> **EXERCISE DESCRIPTION**:
Quote every line below exactly and skip any picture.

((

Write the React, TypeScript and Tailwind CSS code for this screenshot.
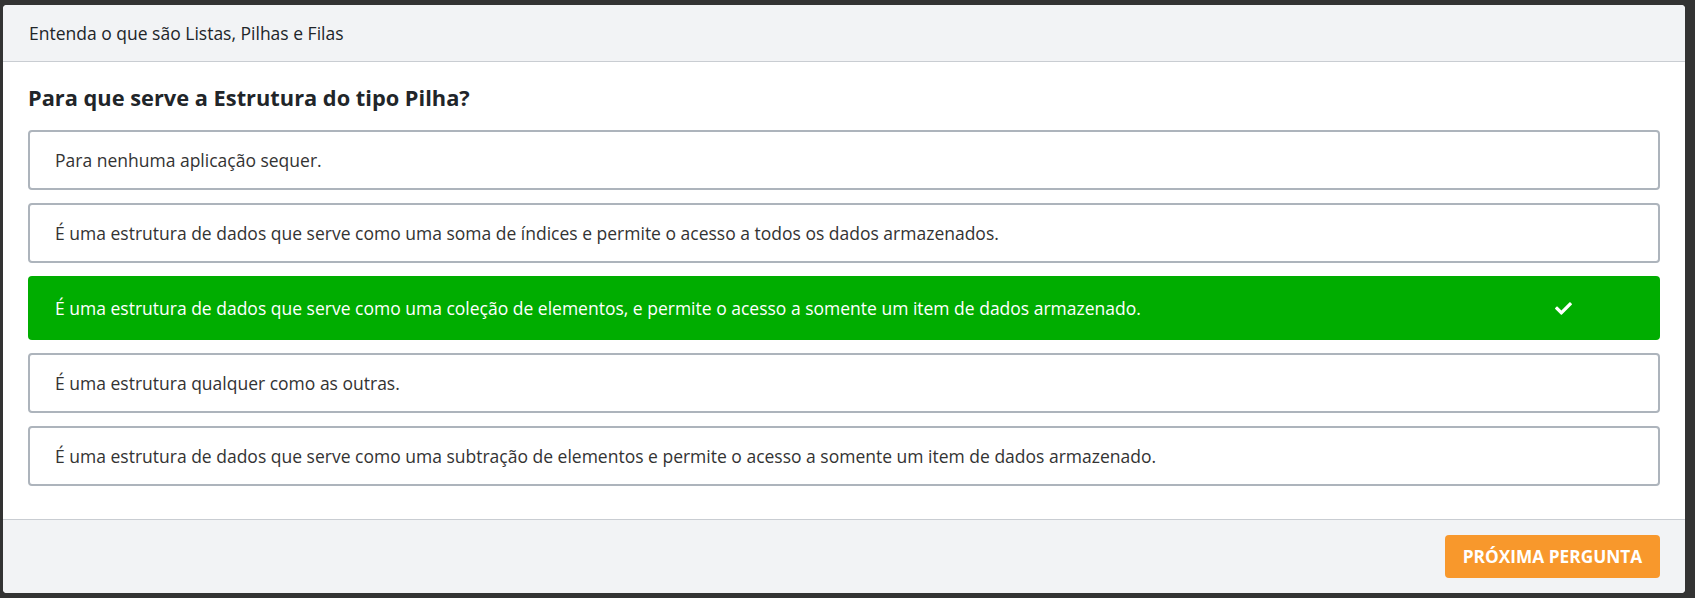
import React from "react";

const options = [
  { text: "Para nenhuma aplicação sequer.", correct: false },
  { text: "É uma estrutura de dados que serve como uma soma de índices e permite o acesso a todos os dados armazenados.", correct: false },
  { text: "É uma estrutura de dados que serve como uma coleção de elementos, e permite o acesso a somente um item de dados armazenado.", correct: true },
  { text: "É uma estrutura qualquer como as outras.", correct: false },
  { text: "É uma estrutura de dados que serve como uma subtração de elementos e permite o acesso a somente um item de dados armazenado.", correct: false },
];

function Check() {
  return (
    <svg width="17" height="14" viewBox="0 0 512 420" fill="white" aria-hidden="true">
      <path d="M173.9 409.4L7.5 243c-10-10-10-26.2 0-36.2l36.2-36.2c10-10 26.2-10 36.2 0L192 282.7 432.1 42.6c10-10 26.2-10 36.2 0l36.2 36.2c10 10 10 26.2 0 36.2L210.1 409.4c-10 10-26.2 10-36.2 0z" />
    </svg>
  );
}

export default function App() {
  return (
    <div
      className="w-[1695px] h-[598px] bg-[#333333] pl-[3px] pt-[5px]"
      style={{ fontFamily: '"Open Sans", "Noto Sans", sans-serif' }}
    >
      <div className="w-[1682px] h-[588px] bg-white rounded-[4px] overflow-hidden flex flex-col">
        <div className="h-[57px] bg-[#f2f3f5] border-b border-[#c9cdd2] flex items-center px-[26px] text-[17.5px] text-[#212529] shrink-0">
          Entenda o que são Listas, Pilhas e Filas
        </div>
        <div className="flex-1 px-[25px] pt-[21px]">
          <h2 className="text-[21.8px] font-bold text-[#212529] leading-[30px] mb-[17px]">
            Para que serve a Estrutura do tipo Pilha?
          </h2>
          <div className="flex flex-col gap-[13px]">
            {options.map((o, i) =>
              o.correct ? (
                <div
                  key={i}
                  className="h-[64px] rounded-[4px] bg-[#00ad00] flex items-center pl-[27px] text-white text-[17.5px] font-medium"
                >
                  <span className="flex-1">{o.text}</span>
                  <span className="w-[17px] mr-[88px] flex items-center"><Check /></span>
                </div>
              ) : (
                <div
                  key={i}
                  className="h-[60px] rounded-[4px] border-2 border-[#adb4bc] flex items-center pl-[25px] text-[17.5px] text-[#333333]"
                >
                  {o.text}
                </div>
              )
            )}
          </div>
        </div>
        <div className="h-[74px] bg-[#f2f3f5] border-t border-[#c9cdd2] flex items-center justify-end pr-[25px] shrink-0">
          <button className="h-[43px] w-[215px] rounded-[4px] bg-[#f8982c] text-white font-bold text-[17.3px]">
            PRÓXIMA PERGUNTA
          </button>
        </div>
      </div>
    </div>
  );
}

))

> **THE RESULT**:
Write the React, TypeScript and Tailwind CSS code for this screenshot.
import React from "react";

const options = [
  { text: "Para nenhuma aplicação sequer.", correct: false },
  { text: "É uma estrutura de dados que serve como uma soma de índices e permite o acesso a todos os dados armazenados.", correct: false },
  { text: "É uma estrutura de dados que serve como uma coleção de elementos, e permite o acesso a somente um item de dados armazenado.", correct: true },
  { text: "É uma estrutura qualquer como as outras.", correct: false },
  { text: "É uma estrutura de dados que serve como uma subtração de elementos e permite o acesso a somente um item de dados armazenado.", correct: false },
];

function Check() {
  return (
    <svg width="17" height="14" viewBox="0 0 512 420" fill="white" aria-hidden="true">
      <path d="M173.9 409.4L7.5 243c-10-10-10-26.2 0-36.2l36.2-36.2c10-10 26.2-10 36.2 0L192 282.7 432.1 42.6c10-10 26.2-10 36.2 0l36.2 36.2c10 10 10 26.2 0 36.2L210.1 409.4c-10 10-26.2 10-36.2 0z" />
    </svg>
  );
}

export default function App() {
  return (
    <div
      className="w-[1695px] h-[598px] bg-[#333333] pl-[3px] pt-[5px]"
      style={{ fontFamily: '"Open Sans", "Noto Sans", sans-serif' }}
    >
      <div className="w-[1682px] h-[588px] bg-white rounded-[4px] overflow-hidden flex flex-col">
        <div className="h-[57px] bg-[#f2f3f5] border-b border-[#c9cdd2] flex items-center px-[26px] text-[17.5px] text-[#212529] shrink-0">
          Entenda o que são Listas, Pilhas e Filas
        </div>
        <div className="flex-1 px-[25px] pt-[21px]">
          <h2 className="text-[21.8px] font-bold text-[#212529] leading-[30px] mb-[17px]">
            Para que serve a Estrutura do tipo Pilha?
          </h2>
          <div className="flex flex-col gap-[13px]">
            {options.map((o, i) =>
              o.correct ? (
                <div
                  key={i}
                  className="h-[64px] rounded-[4px] bg-[#00ad00] flex items-center pl-[27px] text-white text-[17.5px] font-medium"
                >
                  <span className="flex-1">{o.text}</span>
                  <span className="w-[17px] mr-[88px] flex items-center"><Check /></span>
                </div>
              ) : (
                <div
                  key={i}
                  className="h-[60px] rounded-[4px] border-2 border-[#adb4bc] flex items-center pl-[25px] text-[17.5px] text-[#333333]"
                >
                  {o.text}
                </div>
              )
            )}
          </div>
        </div>
        <div className="h-[74px] bg-[#f2f3f5] border-t border-[#c9cdd2] flex items-center justify-end pr-[25px] shrink-0">
          <button className="h-[43px] w-[215px] rounded-[4px] bg-[#f8982c] text-white font-bold text-[17.3px]">
            PRÓXIMA PERGUNTA
          </button>
        </div>
      </div>
    </div>
  );
}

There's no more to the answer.